**Data:**
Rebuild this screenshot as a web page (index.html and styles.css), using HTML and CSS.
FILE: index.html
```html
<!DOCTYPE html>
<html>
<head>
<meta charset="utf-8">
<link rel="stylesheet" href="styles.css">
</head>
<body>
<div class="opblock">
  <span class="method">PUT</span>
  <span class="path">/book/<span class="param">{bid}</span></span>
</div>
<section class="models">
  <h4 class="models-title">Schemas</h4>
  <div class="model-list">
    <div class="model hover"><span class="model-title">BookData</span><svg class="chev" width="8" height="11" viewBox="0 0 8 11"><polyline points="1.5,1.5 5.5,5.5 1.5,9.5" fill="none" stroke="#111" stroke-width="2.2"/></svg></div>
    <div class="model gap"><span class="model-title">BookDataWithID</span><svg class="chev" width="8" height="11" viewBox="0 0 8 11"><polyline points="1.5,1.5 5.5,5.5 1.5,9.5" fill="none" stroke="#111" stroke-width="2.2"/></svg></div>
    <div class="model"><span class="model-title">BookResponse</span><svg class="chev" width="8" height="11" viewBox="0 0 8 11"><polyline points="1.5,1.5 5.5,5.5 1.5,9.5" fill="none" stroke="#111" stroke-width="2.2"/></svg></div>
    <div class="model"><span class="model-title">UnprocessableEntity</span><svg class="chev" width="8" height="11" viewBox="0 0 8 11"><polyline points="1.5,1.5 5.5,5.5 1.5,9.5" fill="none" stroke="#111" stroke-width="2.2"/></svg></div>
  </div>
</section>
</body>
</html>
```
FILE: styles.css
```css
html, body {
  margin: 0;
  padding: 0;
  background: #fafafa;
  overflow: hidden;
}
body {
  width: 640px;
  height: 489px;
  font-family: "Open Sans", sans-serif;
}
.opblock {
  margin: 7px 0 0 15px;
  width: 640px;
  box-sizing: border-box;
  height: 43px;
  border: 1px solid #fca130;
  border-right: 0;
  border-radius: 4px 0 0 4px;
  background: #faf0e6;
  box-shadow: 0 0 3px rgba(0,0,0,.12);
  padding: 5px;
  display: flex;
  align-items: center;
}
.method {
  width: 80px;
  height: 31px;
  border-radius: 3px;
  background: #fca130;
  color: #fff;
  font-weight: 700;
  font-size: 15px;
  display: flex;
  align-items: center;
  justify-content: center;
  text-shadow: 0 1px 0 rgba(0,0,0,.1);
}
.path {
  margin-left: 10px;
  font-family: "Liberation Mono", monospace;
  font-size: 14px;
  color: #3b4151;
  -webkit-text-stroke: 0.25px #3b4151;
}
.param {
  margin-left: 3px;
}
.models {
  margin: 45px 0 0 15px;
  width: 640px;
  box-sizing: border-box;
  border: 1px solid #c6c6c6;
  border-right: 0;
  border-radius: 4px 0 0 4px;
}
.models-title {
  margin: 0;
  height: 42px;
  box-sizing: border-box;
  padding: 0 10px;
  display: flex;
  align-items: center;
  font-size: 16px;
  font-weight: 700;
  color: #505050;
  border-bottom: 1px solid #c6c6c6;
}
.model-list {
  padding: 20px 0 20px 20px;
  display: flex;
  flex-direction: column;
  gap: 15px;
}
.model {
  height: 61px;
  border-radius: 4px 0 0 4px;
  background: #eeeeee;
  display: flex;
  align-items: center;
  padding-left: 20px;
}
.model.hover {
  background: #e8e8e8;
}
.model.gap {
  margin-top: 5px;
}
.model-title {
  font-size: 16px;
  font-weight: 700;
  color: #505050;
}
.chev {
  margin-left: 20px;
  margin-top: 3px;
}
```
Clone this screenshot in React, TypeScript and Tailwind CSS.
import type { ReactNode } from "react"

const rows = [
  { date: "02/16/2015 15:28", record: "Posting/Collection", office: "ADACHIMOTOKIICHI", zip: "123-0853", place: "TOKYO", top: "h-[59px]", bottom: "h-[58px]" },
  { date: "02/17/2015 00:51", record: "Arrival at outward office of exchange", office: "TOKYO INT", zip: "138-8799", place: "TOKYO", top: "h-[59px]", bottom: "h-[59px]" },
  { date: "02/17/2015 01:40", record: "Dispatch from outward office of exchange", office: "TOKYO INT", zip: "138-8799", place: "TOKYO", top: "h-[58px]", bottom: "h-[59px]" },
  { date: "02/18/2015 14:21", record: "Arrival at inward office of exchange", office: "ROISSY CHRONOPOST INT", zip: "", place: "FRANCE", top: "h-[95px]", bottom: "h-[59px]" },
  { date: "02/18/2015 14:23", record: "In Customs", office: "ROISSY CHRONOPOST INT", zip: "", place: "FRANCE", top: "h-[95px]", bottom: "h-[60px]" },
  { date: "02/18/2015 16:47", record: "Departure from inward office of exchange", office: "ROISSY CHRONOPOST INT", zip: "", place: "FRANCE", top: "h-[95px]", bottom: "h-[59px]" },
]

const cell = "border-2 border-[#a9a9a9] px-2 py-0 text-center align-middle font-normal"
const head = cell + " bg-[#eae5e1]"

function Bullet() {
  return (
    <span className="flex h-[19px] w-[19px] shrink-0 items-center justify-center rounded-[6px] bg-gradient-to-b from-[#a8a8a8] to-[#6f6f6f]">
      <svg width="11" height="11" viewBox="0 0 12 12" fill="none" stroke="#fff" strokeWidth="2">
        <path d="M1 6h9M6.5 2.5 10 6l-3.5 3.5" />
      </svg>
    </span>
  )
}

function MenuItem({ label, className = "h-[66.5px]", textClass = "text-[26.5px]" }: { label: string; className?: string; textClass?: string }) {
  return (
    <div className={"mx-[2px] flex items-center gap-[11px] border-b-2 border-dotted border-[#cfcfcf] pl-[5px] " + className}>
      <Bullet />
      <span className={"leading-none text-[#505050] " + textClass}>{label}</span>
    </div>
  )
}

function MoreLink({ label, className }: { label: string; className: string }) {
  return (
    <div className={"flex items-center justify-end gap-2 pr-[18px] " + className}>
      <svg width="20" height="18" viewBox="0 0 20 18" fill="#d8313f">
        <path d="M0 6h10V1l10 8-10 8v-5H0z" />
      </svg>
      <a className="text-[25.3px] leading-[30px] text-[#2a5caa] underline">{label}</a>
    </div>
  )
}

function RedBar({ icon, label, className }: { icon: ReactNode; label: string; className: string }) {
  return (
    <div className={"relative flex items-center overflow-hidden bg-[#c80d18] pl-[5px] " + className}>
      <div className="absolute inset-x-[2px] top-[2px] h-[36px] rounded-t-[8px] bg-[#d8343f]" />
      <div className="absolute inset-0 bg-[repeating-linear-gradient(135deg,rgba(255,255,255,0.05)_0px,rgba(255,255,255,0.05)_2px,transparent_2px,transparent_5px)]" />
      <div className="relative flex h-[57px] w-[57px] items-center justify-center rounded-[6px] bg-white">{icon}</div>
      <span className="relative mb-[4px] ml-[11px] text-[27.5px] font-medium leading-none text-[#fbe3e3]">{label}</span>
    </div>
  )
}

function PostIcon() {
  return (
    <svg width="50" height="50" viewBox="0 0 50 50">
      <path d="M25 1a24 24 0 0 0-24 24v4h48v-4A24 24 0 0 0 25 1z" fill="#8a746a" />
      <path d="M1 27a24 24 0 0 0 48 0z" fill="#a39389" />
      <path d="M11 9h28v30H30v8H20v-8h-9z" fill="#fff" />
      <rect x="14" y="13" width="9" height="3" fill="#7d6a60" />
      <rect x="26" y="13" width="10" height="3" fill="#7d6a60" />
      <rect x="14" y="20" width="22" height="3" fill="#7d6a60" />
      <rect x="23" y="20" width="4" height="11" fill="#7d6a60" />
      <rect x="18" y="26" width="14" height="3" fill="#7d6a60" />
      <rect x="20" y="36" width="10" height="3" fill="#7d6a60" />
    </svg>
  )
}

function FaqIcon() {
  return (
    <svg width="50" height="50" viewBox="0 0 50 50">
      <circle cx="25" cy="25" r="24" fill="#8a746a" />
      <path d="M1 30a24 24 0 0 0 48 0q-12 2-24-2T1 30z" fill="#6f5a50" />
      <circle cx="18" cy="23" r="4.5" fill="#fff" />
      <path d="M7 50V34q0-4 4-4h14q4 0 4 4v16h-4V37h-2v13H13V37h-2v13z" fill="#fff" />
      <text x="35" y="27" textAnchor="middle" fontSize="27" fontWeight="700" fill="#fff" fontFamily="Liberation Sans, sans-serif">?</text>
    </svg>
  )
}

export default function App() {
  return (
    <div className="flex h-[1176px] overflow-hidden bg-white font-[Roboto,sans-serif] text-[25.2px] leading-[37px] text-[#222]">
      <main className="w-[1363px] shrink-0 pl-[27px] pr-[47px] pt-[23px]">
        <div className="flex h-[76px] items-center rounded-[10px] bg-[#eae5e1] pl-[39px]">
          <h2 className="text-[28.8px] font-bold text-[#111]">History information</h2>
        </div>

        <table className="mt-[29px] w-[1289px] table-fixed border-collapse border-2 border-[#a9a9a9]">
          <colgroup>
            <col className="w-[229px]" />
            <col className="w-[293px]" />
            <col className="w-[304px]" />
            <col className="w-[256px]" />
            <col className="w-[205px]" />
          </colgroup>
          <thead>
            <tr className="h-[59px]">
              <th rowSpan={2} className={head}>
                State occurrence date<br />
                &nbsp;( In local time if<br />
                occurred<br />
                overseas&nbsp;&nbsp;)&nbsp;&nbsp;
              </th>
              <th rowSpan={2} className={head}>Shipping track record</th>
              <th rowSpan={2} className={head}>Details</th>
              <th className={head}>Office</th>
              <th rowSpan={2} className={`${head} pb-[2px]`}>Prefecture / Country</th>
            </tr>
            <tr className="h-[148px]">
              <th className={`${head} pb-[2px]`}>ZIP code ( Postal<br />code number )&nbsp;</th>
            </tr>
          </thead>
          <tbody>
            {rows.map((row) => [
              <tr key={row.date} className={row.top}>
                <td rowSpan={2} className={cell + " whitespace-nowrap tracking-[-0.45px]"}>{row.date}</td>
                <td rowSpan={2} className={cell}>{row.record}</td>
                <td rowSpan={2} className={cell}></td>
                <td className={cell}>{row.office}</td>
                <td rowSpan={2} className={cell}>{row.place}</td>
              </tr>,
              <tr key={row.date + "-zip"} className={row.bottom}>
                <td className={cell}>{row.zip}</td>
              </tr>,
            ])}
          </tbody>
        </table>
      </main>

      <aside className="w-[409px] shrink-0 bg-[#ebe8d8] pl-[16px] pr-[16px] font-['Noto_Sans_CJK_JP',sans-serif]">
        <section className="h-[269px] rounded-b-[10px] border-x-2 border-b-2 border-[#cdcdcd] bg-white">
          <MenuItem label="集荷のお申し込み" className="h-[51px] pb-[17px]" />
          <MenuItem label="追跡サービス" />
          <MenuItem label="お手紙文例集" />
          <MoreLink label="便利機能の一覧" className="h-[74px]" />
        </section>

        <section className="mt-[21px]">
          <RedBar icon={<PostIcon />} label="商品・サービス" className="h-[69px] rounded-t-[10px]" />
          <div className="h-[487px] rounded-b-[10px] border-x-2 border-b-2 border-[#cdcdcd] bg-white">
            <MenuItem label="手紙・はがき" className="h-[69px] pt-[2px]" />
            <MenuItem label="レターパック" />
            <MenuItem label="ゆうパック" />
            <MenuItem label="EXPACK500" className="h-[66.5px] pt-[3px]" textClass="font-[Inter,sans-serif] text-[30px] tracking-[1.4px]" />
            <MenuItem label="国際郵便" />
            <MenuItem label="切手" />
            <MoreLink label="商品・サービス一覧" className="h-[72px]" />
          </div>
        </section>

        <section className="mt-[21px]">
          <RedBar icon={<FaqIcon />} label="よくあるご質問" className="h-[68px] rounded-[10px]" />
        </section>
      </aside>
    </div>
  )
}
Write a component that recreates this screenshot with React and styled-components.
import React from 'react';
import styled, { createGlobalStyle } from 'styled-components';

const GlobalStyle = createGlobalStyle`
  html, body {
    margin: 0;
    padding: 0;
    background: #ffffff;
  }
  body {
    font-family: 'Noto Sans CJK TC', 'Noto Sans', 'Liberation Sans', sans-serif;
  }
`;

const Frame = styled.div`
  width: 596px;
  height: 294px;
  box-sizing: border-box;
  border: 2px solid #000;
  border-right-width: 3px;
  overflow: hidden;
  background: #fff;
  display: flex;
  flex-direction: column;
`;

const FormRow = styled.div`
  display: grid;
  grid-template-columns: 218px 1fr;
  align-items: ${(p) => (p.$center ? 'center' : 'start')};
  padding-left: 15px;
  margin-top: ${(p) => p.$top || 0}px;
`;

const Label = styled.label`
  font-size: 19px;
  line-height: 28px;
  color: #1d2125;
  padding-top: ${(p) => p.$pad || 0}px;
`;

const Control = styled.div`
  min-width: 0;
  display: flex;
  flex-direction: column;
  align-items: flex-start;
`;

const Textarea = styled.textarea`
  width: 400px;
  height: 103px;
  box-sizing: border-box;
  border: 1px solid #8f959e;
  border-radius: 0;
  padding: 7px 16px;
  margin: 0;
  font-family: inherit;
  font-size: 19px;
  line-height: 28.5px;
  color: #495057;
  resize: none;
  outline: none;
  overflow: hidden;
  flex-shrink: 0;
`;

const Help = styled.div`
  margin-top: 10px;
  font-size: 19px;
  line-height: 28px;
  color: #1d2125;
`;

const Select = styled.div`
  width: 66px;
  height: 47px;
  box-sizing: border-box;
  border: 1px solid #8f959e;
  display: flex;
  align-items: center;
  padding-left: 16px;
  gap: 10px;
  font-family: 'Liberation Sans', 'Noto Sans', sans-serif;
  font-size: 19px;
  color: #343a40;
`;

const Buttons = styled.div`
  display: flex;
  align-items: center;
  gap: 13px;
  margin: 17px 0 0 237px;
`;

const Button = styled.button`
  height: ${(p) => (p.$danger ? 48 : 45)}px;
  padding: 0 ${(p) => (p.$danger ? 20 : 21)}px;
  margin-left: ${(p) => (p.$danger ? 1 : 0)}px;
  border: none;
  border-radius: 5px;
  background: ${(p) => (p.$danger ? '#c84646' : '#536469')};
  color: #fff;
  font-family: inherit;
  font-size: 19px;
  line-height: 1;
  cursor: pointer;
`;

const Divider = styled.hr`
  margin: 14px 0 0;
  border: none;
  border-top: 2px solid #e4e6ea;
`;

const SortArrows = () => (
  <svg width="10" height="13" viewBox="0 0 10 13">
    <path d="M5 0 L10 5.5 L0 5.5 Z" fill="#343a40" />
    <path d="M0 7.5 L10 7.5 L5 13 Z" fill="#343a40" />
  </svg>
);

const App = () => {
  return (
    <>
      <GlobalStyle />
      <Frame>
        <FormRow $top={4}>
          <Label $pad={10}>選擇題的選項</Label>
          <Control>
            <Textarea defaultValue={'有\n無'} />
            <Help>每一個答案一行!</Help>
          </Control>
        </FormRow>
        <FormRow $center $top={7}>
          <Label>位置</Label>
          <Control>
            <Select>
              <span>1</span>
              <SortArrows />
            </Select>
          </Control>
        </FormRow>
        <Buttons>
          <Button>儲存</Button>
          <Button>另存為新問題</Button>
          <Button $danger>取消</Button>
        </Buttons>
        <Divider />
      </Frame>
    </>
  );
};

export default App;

**To do:** Copy all lines from the material that hold "screenshot".

**Solved problem:**
Rebuild this screenshot as a web page (index.html and styles.css), using HTML and CSS.
Clone this screenshot in React, TypeScript and Tailwind CSS.
Write a component that recreates this screenshot with React and styled-components.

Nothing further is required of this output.